Si l’évocation du terroir de Marie-Galante ne suffisait pas, alors la suggestion d’un rhum vieux de la maison Bielle devrait vous convaincre de rencontrer la cuvée anniversaire de la Compagnie duRhum. L’année 2008 aura été prodigieuse puisqu’elle nous offre cette fois, un fût unique d’ancien bourbon sélectionné pour l’occasion.
D’abord farouche, malgré la délicatesse de la jambe, du haut de ses quelques 54 degrés, l’esprit ne se laissera pas approcher sans précautions. Les esters l’emportent sur les épices et les notes de bois poussiéreux, sans parvenir à masquer la promesse du délice qui vient, sur les hauteurs de l’arrière-nez.
Ce sera un rhum pour les patients, pour les paisibles aventuriers qui sauront profiter de la fin du jour pour aérer le verre et donner au rhum l’opportunité de se dévoiler. De longues minutes plus tard, le bouquet se livre tandis qu’un léger dépôt se forme. Les dix années de vieillissement se font sentir, à moins que ce ne soit la douceur de Novembre qui s’annonce.
Le profil s’affine et des touches de miel, de musc blanc et de fleur d’oranger apparaissent, tissées dans un bouquet qui reste chaleureux. Attaque franche en bouche, l’alcool est présent sur un corps asséchant ,comme une tige poussée à même le calcaire brut… Agrumes en puissance (écorces d’orange) épices sucrées, puis retour au miel matiné d’une amertume d’amande et les tanins délicats du bois se posent sur la langue pour une ultime explosion. La finale est longue comme un coucher de soleil, dans l’attente languide du rayon vert.

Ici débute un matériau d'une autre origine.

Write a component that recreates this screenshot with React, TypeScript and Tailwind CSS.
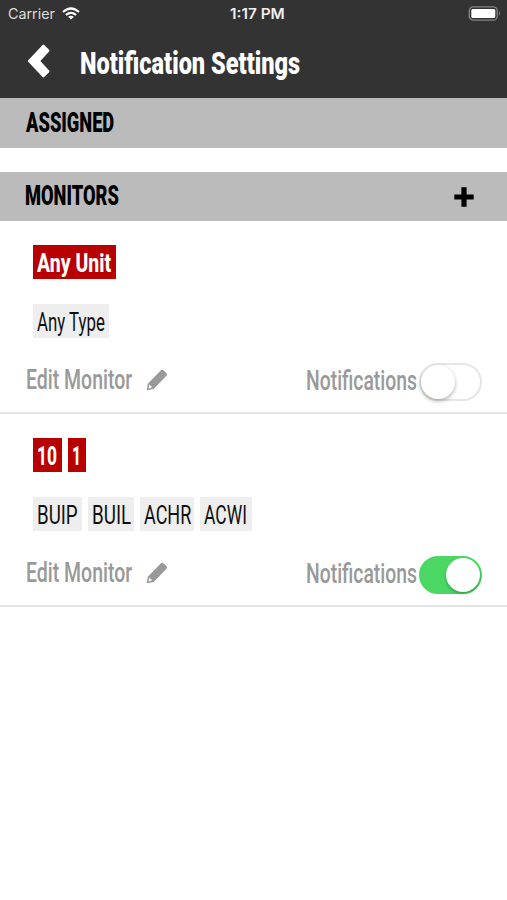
import { useLayoutEffect, useRef, useState } from 'react'

type FitProps = {
    text: string
    className: string
}

// Squeezes a label horizontally so it fills the width of its box
const Fit = ({ text, className }: FitProps) => {
    const box = useRef<HTMLSpanElement>(null)
    const label = useRef<HTMLSpanElement>(null)
    const [scale, setScale] = useState<number>(1)

    useLayoutEffect(() => {
        if (box.current && label.current) {
            setScale(box.current.clientWidth / label.current.offsetWidth)
        }
    }, [text])

    return (
        <span ref={box} className={`block shrink-0 whitespace-nowrap ${className}`}>
            <span ref={label} className="inline-block origin-left" style={{ transform: `scaleX(${scale})` }}>{text}</span>
        </span>
    )
}

type Chip = {
    text: string
    box: string
    width: string
}

type MonitorProps = {
    units: Chip[]
    types: Chip[]
    enabled: boolean
}

const Toggle = ({ enabled }: { enabled: boolean }) => {
    const [on, setOn] = useState<boolean>(enabled)

    return (
        <button
            role="switch"
            aria-checked={on}
            aria-label="Notifications"
            onClick={() => setOn(!on)}
            className={`flex h-[38px] w-[63px] shrink-0 items-center rounded-full border-2 ${on ? "justify-end border-[#4bd763] bg-[#4bd763]" : "justify-start border-[#e6e6e6] bg-white"}`}
        >
            <span className={`size-[34px] rounded-full bg-white ${on ? "shadow-[0_2px_3px_rgba(0,0,0,0.25)]" : "shadow-[0_2px_4px_rgba(0,0,0,0.3)]"}`} />
        </button>
    )
}

const Pencil = () => (
    <svg viewBox="0 0 22 22" className="ml-[14px] size-[22px]" fill="#999">
        <path fillRule="evenodd" d="M.8 21.2L1.8 14.8L14.7 1.6Q16.2.1 17.7 1.6L20.5 4.2Q21.8 5.5 20.5 6.8L7.6 20ZM2.6 19.4L5.7 18.6L5.6 17.2L4.3 16.9L4 15.8L3.2 16.1Z" />
    </svg>
)

const Monitor = ({ units, types, enabled }: MonitorProps) => (
    <li className="h-[193px] border-b-2 border-[#e4e4e4] pt-6">
        <div className="flex gap-1.5 pl-[33px]">
            {units.map(unit => (
                <div key={unit.text} className={`h-[34px] bg-[#b90000] pl-1 text-[26px] leading-[36px] font-extrabold text-white ${unit.box}`}>
                    <Fit text={unit.text} className={unit.width} />
                </div>
            ))}
        </div>
        <div className="mt-[25px] flex gap-1.5 pl-[33px]">
            {types.map(type => (
                <div key={type.text} className={`h-[34px] bg-[#eee] pl-[3.5px] text-[26px] leading-[36px] text-[#111] ${type.box}`}>
                    <Fit text={type.text} className={type.width} />
                </div>
            ))}
        </div>
        <div className="mt-6 flex h-[39px] items-center justify-between pr-[25px] pl-[26px] text-[27px] leading-[38px] font-medium text-[#999]">
            <button className="-mt-[4px] flex items-center">
                <Fit text="Edit Monitor" className="w-[106px] text-left" />
                <Pencil />
            </button>
            <div className="flex items-center">
                <Fit text="Notifications" className="-mt-px mr-[2px] w-[111px]" />
                <Toggle enabled={enabled} />
            </div>
        </div>
    </li>
)

const App = () => {
    return (
        <div className="h-[900px] w-[507px] overflow-hidden bg-white font-['Roboto',sans-serif]">
            <header className="h-[98px] bg-[#333] text-white">
                {/* Status bar */}
                <div className="grid h-[27px] grid-cols-3 items-center pr-[6px] pl-2 font-['Inter',sans-serif] text-[14px] leading-[27px]">
                    <div className="flex items-center gap-[7px] text-[#ddd]">
                        <Fit text="Carrier" className="w-[47px]" />
                        <svg viewBox="0 0 18 13" className="-mt-px h-[13px] w-[18px]" fill="none" stroke="#fff" strokeWidth="2.2">
                            <path d="M1 5Q9-2 17 5" />
                            <path d="M3.9 8Q9 3.7 14.1 8" />
                            <path d="M9 12.5L6.1 9.7Q9 7.6 11.9 9.7Z" fill="#fff" stroke="none" />
                        </svg>
                    </div>
                    <div className="flex justify-center pl-1.5">
                        <Fit text="1:17 PM" className="w-[55px] font-semibold text-[#eee]" />
                    </div>
                    <svg viewBox="0 0 33 15" className="h-[15px] w-[33px] justify-self-end">
                        <rect x="1.3" y=".8" width="27.9" height="13.4" rx="4" fill="none" stroke="#858585" strokeWidth="1.3" />
                        <rect x="3.3" y="3" width="24" height="9" rx="1.5" fill="#fff" />
                        <path d="M31 5Q33 7.5 31 10Z" fill="#858585" />
                    </svg>
                </div>
                <div className="flex h-[71px] items-center pl-[27px]">
                    <button aria-label="Back">
                        <svg viewBox="0 0 23 34" className="-mt-[3px] h-[34px] w-[23px]" fill="#fff">
                            <path d="M1.2 16.2L15.6 .9Q16.4.2 17.2.9L22.1 5.8Q22.9 6.6 22.1 7.4L13.4 17L22.1 26.6Q22.9 27.4 22.1 28.2L17.2 33.1Q16.4 33.8 15.6 33.1L1.2 17.8Q.5 17 1.2 16.2Z" />
                        </svg>
                    </button>
                    <h1 className="ml-[30px] text-[32px] leading-[72px] font-black">
                        <Fit text="Notification Settings" className="w-[220px]" />
                    </h1>
                </div>
            </header>

            <h2 className="h-[50px] bg-[#bbb] pl-[26px] text-[27px] leading-[50px] font-black text-black">
                <Fit text="ASSIGNED" className="w-[88px]" />
            </h2>

            <div className="mt-6 flex h-[49px] items-center justify-between bg-[#bbb] pr-[33px] pl-[25px]">
                <h2 className="text-[27px] leading-[49px] font-black text-black">
                    <Fit text="MONITORS" className="w-[94px]" />
                </h2>
                <button aria-label="Add monitor">
                    <svg viewBox="0 0 20 20" className="size-5">
                        <path d="M10 .3V19.7M.3 10H19.7" stroke="#000" strokeWidth="5.2" />
                    </svg>
                </button>
            </div>

            <ul>
                <Monitor
                    units={[{ text: "Any Unit", box: "w-[83px]", width: "w-[74px]" }]}
                    types={[{ text: "Any Type", box: "w-[76px]", width: "w-[68px]" }]}
                    enabled={false}
                />
                <Monitor
                    units={[
                        { text: "10", box: "w-[29px]", width: "w-[20px]" },
                        { text: "1", box: "w-[18px]", width: "w-[9px]" },
                    ]}
                    types={[
                        { text: "BUIP", box: "w-[49px]", width: "w-[41px]" },
                        { text: "BUIL", box: "w-[46px]", width: "w-[39px]" },
                        { text: "ACHR", box: "w-[54px]", width: "w-[47px]" },
                        { text: "ACWI", box: "w-[52px]", width: "w-[43px]" },
                    ]}
                    enabled={true}
                />
            </ul>
        </div>
    )
}

export default App
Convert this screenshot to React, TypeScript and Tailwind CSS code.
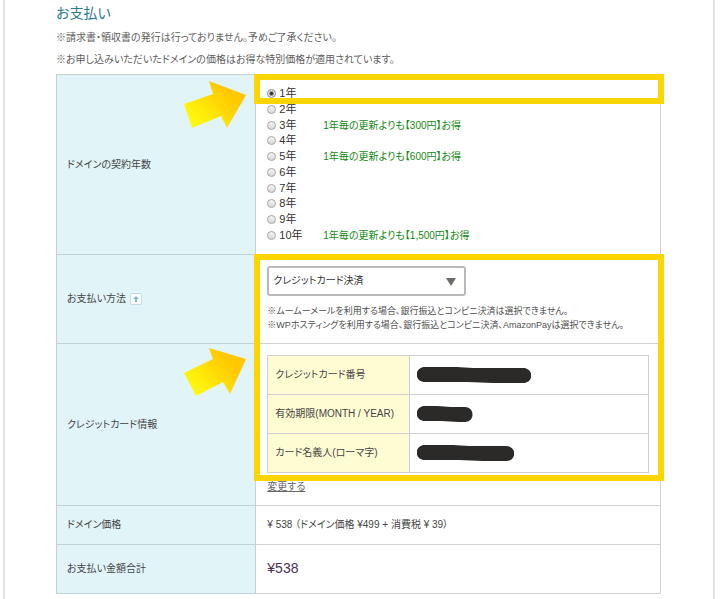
import type { ReactNode } from "react";

const discounts: Record<number, string> = {
  3: "1年毎の更新よりも【300円】お得",
  5: "1年毎の更新よりも【600円】お得",
  10: "1年毎の更新よりも【1,500円】お得",
};

const years = Array.from({ length: 10 }, (_, i) => i + 1);

const cardRows = [
  {
    label: "クレジットカード番号",
    width: 114,
    path: "M8 0H40L56 1H106C117 1 117 16 106 16H76L50 15H8C-3 15 -3 0 8 0Z",
  },
  {
    label: "有効期限(MONTH / YEAR)",
    width: 56,
    path: "M8 0H20L34 1H48C58 1 58 16 48 16H42L24 15H8C-3 15 -3 0 8 0Z",
  },
  {
    label: "カード名義人(ローマ字)",
    width: 97,
    path: "M8 0H36L52 1H89C100 1 100 16 89 16H66L42 15H8C-3 15 -3 0 8 0Z",
  },
];

function Row({ label, height, overlay, htmlFor, children }: {
  label: ReactNode;
  height: string;
  overlay?: ReactNode;
  htmlFor?: string;
  children: ReactNode;
}) {
  return (
    <tr className={height}>
      <th scope="row" className="relative border border-[#c3d2d5] bg-[#e1f5f9] px-[10px] text-left font-normal">
        {htmlFor ? <label htmlFor={htmlFor}>{label}</label> : label}
        {overlay}
      </th>
      <td className="relative border border-[#d2d2d6] px-[11px]">{children}</td>
    </tr>
  );
}

function Arrow({ id, className, points }: { id: string; className: string; points: string }) {
  return (
    <svg viewBox="0 0 64 50" className={`absolute h-[50px] w-16 ${className}`} aria-hidden="true">
      <defs>
        <linearGradient id={id} x1="0" y1="1" x2="0.8" y2="0.4">
          <stop offset="0" stopColor="#ffff1a" />
          <stop offset="0.4" stopColor="#ffee0a" />
          <stop offset="1" stopColor="#ffc800" />
        </linearGradient>
      </defs>
      <polygon points={points} fill={`url(#${id})`} />
    </svg>
  );
}

export default function App() {
  return (
    <div className="bg-white px-[3px] font-['Liberation_Sans','Noto_Sans_CJK_JP',sans-serif] text-[10px] text-[#454545] [font-feature-settings:'palt']">
      <main className="mr-[2px] border-x-2 border-[#e2e2e2] pt-1 pr-[52px] pb-[5px] pl-[51px]">
        <h1 className="text-[14px] leading-[18px] text-[#2b7a90]">お支払い</h1>
        <p className="mt-[5px] leading-[22px] text-[#606060]">※請求書・領収書の発行は行っておりません。予めご了承ください。</p>
        <p className="leading-[22px] text-[#606060]">※お申し込みいただいたドメインの価格はお得な特別価格が適用されています。</p>

        <table className="mt-[3px] w-full table-fixed border-collapse leading-4">
          <colgroup>
            <col className="w-[33%]" />
            <col />
          </colgroup>
          <tbody>
            <Row
              label="ドメインの契約年数"
              height="h-[180px]"
              overlay={
                <Arrow id="arrow-year" className="top-1 right-2" points="1,25 30,15 26,2 63,16 44,49 38,37 9,49" />
              }
            >
              <div role="radiogroup" aria-label="ドメインの契約年数" className="flex h-[157px] flex-col justify-between leading-[15px]">
                {years.map((year) => (
                  <div key={year} className="flex items-center">
                    <label className="flex w-14 items-center gap-[3px] text-[11px] text-[#333]">
                      <input
                        type="radio"
                        name="years"
                        defaultChecked={year === 1}
                        className="size-[9px] shrink-0 appearance-none rounded-full border border-[#a8a8a8] bg-linear-to-b from-[#f4f4f4] to-[#d9d9d9] checked:border-[#8a8a8a] checked:bg-[radial-gradient(circle,#333_0_1px,#eee_3px)]"
                      />
                      {year}年
                    </label>
                    <span className="text-[#158a15]">{discounts[year]}</span>
                  </div>
                ))}
              </div>
              <div className="pointer-events-none absolute -top-px -right-1 -left-[2px] h-[30px] border-6 border-[#ffd500]" />
            </Row>

            <Row
              htmlFor="payment"
              label={
                <span className="flex items-center gap-1">
                  お支払い方法
                  <span className="flex size-3 items-center justify-center rounded-xs border border-[#c6dfe6] bg-white">
                    <svg viewBox="0 0 6 6" className="size-[6px]" aria-hidden="true">
                      <path d="M3 0 6 3H4V6H2V3H0Z" fill="#7fbccb" />
                    </svg>
                  </span>
                </span>
              }
              height="h-[89px]"
            >
              <div className="relative w-[199px]">
                <select
                  id="payment"
                  className="h-[30px] w-full appearance-none rounded-[3px] border-2 border-[#b9b9b9] bg-white px-1 text-[#333]"
                >
                  <option>クレジットカード決済</option>
                </select>
                <svg viewBox="0 0 10 8" className="pointer-events-none absolute top-3 right-[10px] h-2 w-[10px]" aria-hidden="true">
                  <path d="M0 0H10L5 8Z" fill="#6d6d68" />
                </svg>
              </div>
              <p className="mt-2 text-[9px] leading-[14px] whitespace-nowrap text-[#505050]">
                ※ムームーメールを利用する場合、銀行振込とコンビニ決済は選択できません。
                <br />
                ※WPホスティングを利用する場合、銀行振込とコンビニ決済、AmazonPayは選択できません。
              </p>
              <div className="pointer-events-none absolute -top-px -right-1 -left-[2px] z-10 h-[227px] border-6 border-[#ffd500]" />
            </Row>

            <Row
              label="クレジットカード情報"
              height="h-[162px]"
              overlay={
                <Arrow id="arrow-card" className="top-1 right-2" points="1,25 30,11 26,0 63,11 47,46 40,34 13,48" />
              }
            >
              <table className="w-full table-fixed border-collapse">
                <colgroup>
                  <col className="w-[142px]" />
                  <col />
                </colgroup>
                <tbody>
                  {cardRows.map((row) => (
                    <tr key={row.label} className="h-[39px]">
                      <th scope="row" className="border border-[#d0d0d0] bg-[#fffbd3] px-[7px] text-left font-normal whitespace-nowrap">
                        {row.label}
                      </th>
                      <td className="border border-[#d0d0d0] px-[7px]">
                        <svg width={row.width} height="16" role="img" aria-label="非表示">
                          <path d={row.path} fill="#2b2a29" />
                        </svg>
                      </td>
                    </tr>
                  ))}
                </tbody>
              </table>
              <a href="#" className="mt-[6px] block w-fit text-[#666] underline">変更する</a>
            </Row>

            <Row label="ドメイン価格" height="h-[39px]">
              ¥ 538 （ドメイン価格 ¥499 + 消費税 ¥ 39）
            </Row>

            <Row label="お支払い金額合計" height="h-[49px]">
              <strong className="text-[14px] font-normal text-[#4b3350]">¥538</strong>
            </Row>
          </tbody>
        </table>
      </main>
    </div>
  );
}
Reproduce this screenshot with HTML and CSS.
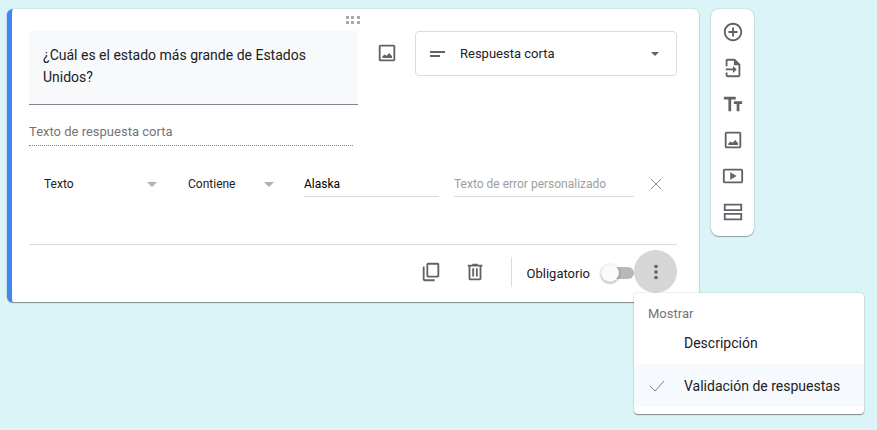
FILE: index.html
```html
<!DOCTYPE html>
<html lang="es">
<head>
  <meta charset="utf-8">
  <title>Formulario</title>
  <link rel="stylesheet" href="styles.css">
</head>
<body>
  <main class="editor">
    <form class="card">
      <div class="drag-handle">
        <svg width="14" height="8" viewBox="0 0 14 8" fill="#aaa">
          <path d="M0 0h3v3H0zM5 0h3v3H5zM11 0h3v3h-3zM0 5h3v3H0zM5 5h3v3H5zM11 5h3v3h-3z"/>
        </svg>
      </div>

      <!-- Question title and type -->
      <div class="question-row">
        <textarea class="question-title" aria-label="Pregunta" rows="2">¿Cuál es el estado más grande de Estados Unidos?</textarea>
        <button type="button" class="icon-button" aria-label="Agregar imagen">
          <svg width="22" height="22" viewBox="0 0 24 24"><path d="M19 5v14H5V5h14m0-2H5c-1.100 0-2 .9-2 2v14c0 1.100.9 2 2 2h14c1.100 0 2-.9 2-2V5c0-1.100-.9-2-2-2zM7 17.500v-2l2.500-2 2 1.500 3-3 3 3.500v2z"/></svg>
        </button>
        <div class="type-box">
          <svg width="16" height="8" viewBox="0 0 16 8"><path d="M0 1h15v2H0zM0 5h10v2H0z"/></svg>
          <select class="type-select" aria-label="Tipo de pregunta">
            <option>Respuesta corta</option>
          </select>
          <svg width="8" height="4" viewBox="0 0 8 4"><path d="M0 0h8L4 4z"/></svg>
        </div>
      </div>

      <input class="short-answer" type="text" placeholder="Texto de respuesta corta" aria-label="Respuesta" disabled>

      <!-- Response validation -->
      <div class="validation-row">
        <div class="small-box">
          <select class="small-select" aria-label="Tipo de validación">
            <option>Texto</option>
          </select>
          <svg width="10" height="5" viewBox="0 0 10 5"><path d="M0 0h10L5 5z"/></svg>
        </div>
        <div class="small-box condition">
          <select class="small-select" aria-label="Condición">
            <option>Contiene</option>
          </select>
          <svg width="10" height="5" viewBox="0 0 10 5"><path d="M0 0h10L5 5z"/></svg>
        </div>
        <input class="line-input value" type="text" value="Alaska" aria-label="Valor">
        <input class="line-input error" type="text" placeholder="Texto de error personalizado" aria-label="Texto de error">
        <button type="button" class="icon-button remove" aria-label="Quitar">
          <svg width="12" height="12" viewBox="0 0 12 12"><path d="M1 1l10 10M11 1L1 11"/></svg>
        </button>
      </div>

      <div class="card-footer">
        <button type="button" class="icon-button" aria-label="Duplicar">
          <svg width="22" height="22" viewBox="0 0 24 24"><path d="M19 2H9c-1.100 0-2 .9-2 2v12c0 1.100.9 2 2 2h10c1.100 0 2-.9 2-2V4c0-1.100-.9-2-2-2zm0 14H9V4h10zM3 6h2v14h11v2H5c-1.100 0-2-.9-2-2z"/></svg>
        </button>
        <button type="button" class="icon-button" aria-label="Eliminar">
          <svg width="22" height="22" viewBox="0 0 24 24"><path d="M15 4V3H9v1H4v2h1v13c0 1.100.9 2 2 2h10c1.100 0 2-.9 2-2V6h1V4h-5zm2 15H7V6h10v13zM9 8h2v9H9zM13 8h2v9h-2z"/></svg>
        </button>
        <div class="required">
          <label for="required">Obligatorio</label>
          <input type="checkbox" id="required" class="toggle" role="switch">
        </div>
        <div class="more">
          <button type="button" class="more-button" aria-label="Más opciones" aria-expanded="true">
            <svg width="22" height="22" viewBox="0 0 24 24"><circle cx="12" cy="6" r="2"/><circle cx="12" cy="12" r="2"/><circle cx="12" cy="18" r="2"/></svg>
          </button>
          <div class="menu" role="menu">
            <div class="menu-title">Mostrar</div>
            <button type="button" class="menu-item" role="menuitemcheckbox" aria-checked="false">
              <span class="menu-check"></span>
              Descripción
            </button>
            <button type="button" class="menu-item selected" role="menuitemcheckbox" aria-checked="true">
              <span class="menu-check">
                <svg width="16" height="12" viewBox="0 0 16 12"><path d="M1 6l5 5L15 1"/></svg>
              </span>
              Validación de respuestas
            </button>
          </div>
        </div>
      </div>
    </form>

    <!-- Side toolbar -->
    <nav class="toolbar">
      <button type="button" class="icon-button" aria-label="Agregar pregunta">
        <svg width="22" height="22" viewBox="0 0 24 24"><path d="M13 7h-2v4H7v2h4v4h2v-4h4v-2h-4zM12 2C6.480 2 2 6.480 2 12s4.480 10 10 10 10-4.480 10-10S17.520 2 12 2zm0 18c-4.410 0-8-3.590-8-8s3.590-8 8-8 8 3.590 8 8-3.590 8-8 8z"/></svg>
      </button>
      <button type="button" class="icon-button" aria-label="Importar preguntas">
        <svg width="22" height="22" viewBox="0 0 24 24"><path d="M14 2H6c-1.100 0-2 .9-2 2v6h2V4h7v5h5v11H6v-3H4v3c0 1.100.9 2 2 2h12c1.100 0 2-.9 2-2V8zM12 9.500L16 13.500 12 17.500V14.500H4v-2h8z"/></svg>
      </button>
      <button type="button" class="icon-button" aria-label="Agregar título">
        <svg width="22" height="22" viewBox="0 0 24 24"><path d="M2 4v3h5v13h3V7h5V4zM22 9h-9v3h3v8h3v-8h3z"/></svg>
      </button>
      <button type="button" class="icon-button" aria-label="Agregar imagen">
        <svg width="22" height="22" viewBox="0 0 24 24"><path d="M19 5v14H5V5h14m0-2H5c-1.100 0-2 .9-2 2v14c0 1.100.9 2 2 2h14c1.100 0 2-.9 2-2V5c0-1.100-.9-2-2-2zM7 17.500v-2l2.500-2 2 1.500 3-3 3 3.500v2z"/></svg>
      </button>
      <button type="button" class="icon-button" aria-label="Agregar video">
        <svg width="22" height="22" viewBox="0 0 24 24"><path d="M9 8v8l7-4zM21 4H3c-1.100 0-2 .9-2 2v12c0 1.100.9 2 2 2h18c1.100 0 2-.9 2-2V6c0-1.100-.9-2-2-2zm0 14H3V6h18z"/></svg>
      </button>
      <button type="button" class="icon-button" aria-label="Agregar sección">
        <svg width="22" height="22" viewBox="0 0 24 24"><path d="M20 5v4H4V5h16m2-2H2v8h20zM20 15v4H4v-4h16m2-2H2v8h20z"/></svg>
      </button>
    </nav>
  </main>
</body>
</html>
```
FILE: styles.css
```css
* {
  box-sizing: border-box;
}

body {
  margin: 0;
  min-height: 100vh;
  background-color: #daf4f8;
  color: #202124;
  font-family: Roboto, Arial, sans-serif;
  font-size: 13px;
}

button, input, select, textarea {
  font: inherit;
  color: inherit;
  margin: 0;
  padding: 0;
  border: none;
  background: none;
  outline: none;
}

button {
  cursor: pointer;
}

svg {
  display: block;
  flex-shrink: 0;
}

.editor {
  display: flex;
  align-items: flex-start;
  gap: 12px;
  padding: 9px 123px 9px 7px;
}

.card {
  flex: 1;
  min-width: 0;
  padding: 7px 22px 9px 17px;
  background-color: #fff;
  border-left: 5px solid #4285f4;
  border-radius: 6px;
  box-shadow: 0 1px 1px rgba(0, 0, 0, 0.4), 0 0 2px rgba(0, 0, 0, 0.2);
}

.drag-handle {
  display: flex;
  justify-content: center;
  height: 15px;
}

.icon-button {
  display: flex;
  justify-content: center;
  align-items: center;
  width: 44px;
  height: 43px;
  fill: #5f6368;
}

/* Question */
.question-row {
  display: flex;
  align-items: flex-start;
}

.question-title {
  flex: 1;
  min-width: 0;
  height: 74px;
  padding: 13px 14px;
  background-color: #f8f9fa;
  border-bottom: 1px solid #80868b;
  font-size: 14px;
  line-height: 22px;
  resize: none;
  overflow: hidden;
}

.question-row .icon-button {
  margin: 0 6px 0 7px;
}

.type-box {
  display: flex;
  align-items: center;
  gap: 14px;
  width: 262px;
  height: 45px;
  padding: 0 17px 0 14px;
  border: 1px solid #dadce0;
  border-radius: 4px;
  fill: #5f6368;
}

.type-select {
  flex: 1;
  height: 100%;
  appearance: none;
}

.short-answer {
  display: block;
  width: 50%;
  height: 28px;
  margin-top: 13px;
  border-bottom: 1px dotted #80868b;
}

.short-answer::placeholder {
  color: #757575;
}

/* Validation */
.validation-row {
  display: flex;
  align-items: center;
  height: 52px;
  margin-top: 12px;
  padding-left: 15px;
  font-size: 12px;
}

.small-box {
  display: flex;
  align-items: center;
  width: 113px;
  fill: #b0b0b0;
}

.small-box.condition {
  width: 86px;
  margin: 0 30px 0 31px;
}

.small-select {
  flex: 1;
  min-width: 0;
  height: 24px;
  appearance: none;
}

.line-input {
  min-width: 0;
  height: 26px;
  border-bottom: 1px solid #dadce0;
}

.line-input.value {
  flex: 3;
  color: #000;
}

.line-input.error {
  flex: 4;
  margin-left: 15px;
}

.line-input::placeholder {
  color: #9e9e9e;
}

.validation-row .remove {
  width: 43px;
}

.remove svg {
  fill: none;
  stroke: #8a8a8a;
}

/* Footer */
.card-footer {
  display: flex;
  justify-content: flex-end;
  align-items: center;
  margin-top: 34px;
  padding-top: 5px;
  border-top: 1px solid #dadce0;
}

.required {
  display: flex;
  align-items: center;
  gap: 11px;
  height: 30px;
  margin-left: 14px;
  padding: 3px 0 0 15px;
  border-left: 1px solid #dadce0;
}

.toggle {
  display: flex;
  align-items: center;
  width: 33px;
  height: 12px;
  border-radius: 6px;
  background-color: #b8b8b8;
  appearance: none;
  cursor: pointer;
}

.toggle::before {
  content: "";
  width: 18px;
  height: 18px;
  flex-shrink: 0;
  border-radius: 50%;
  background-color: #fafafa;
  box-shadow: 0 1px 3px rgba(0, 0, 0, 0.4);
}

.toggle:checked {
  justify-content: flex-end;
}

.more {
  position: relative;
}

.more-button {
  display: flex;
  justify-content: center;
  align-items: center;
  width: 43px;
  height: 43px;
  border-radius: 50%;
  background-color: #d6d6d6;
  fill: #5f6368;
}

.menu {
  position: absolute;
  top: 100%;
  left: 0;
  z-index: 10;
  width: 230px;
  padding: 7px 0;
  background-color: #fff;
  border-radius: 4px;
  box-shadow: 0 1px 1px rgba(0, 0, 0, 0.4), 0 0 2px rgba(0, 0, 0, 0.2);
}

.menu-title {
  height: 21px;
  padding-left: 14px;
  color: #757575;
  line-height: 28px;
}

.menu-item {
  display: flex;
  align-items: center;
  width: 100%;
  height: 43px;
  padding-left: 15px;
  font-size: 14px;
  text-align: left;
  white-space: nowrap;
}

.menu-item.selected {
  background-color: #f6f9fe;
}

.menu-check {
  width: 35px;
}

.menu-check svg {
  fill: none;
  stroke: #80868b;
}

/* Toolbar */
.toolbar {
  display: flex;
  flex-direction: column;
  gap: 6px;
  padding: 8px 0 9px;
  background-color: #fff;
  border-radius: 8px;
  box-shadow: 0 1px 1px rgba(0, 0, 0, 0.3), 0 0 2px rgba(0, 0, 0, 0.2);
}

.toolbar .icon-button {
  width: 43px;
  height: 30px;
}
```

Je perçois une finition sur le tabac blond et frais dans le verre vidé de sa dernière goutte et je souris avec une indolente certitude. Au creux des alliances d’agrumes confits et de cannelle, muscade (et girofle même !) si caractéristiques de la maison, c’est la persistance d’une note florale inespérée, qui aura retenu le nez et le coeur de Philippe. Un peu comme un bouquet sauvage de la flore de campêche, offert par un maître de l’ikebana.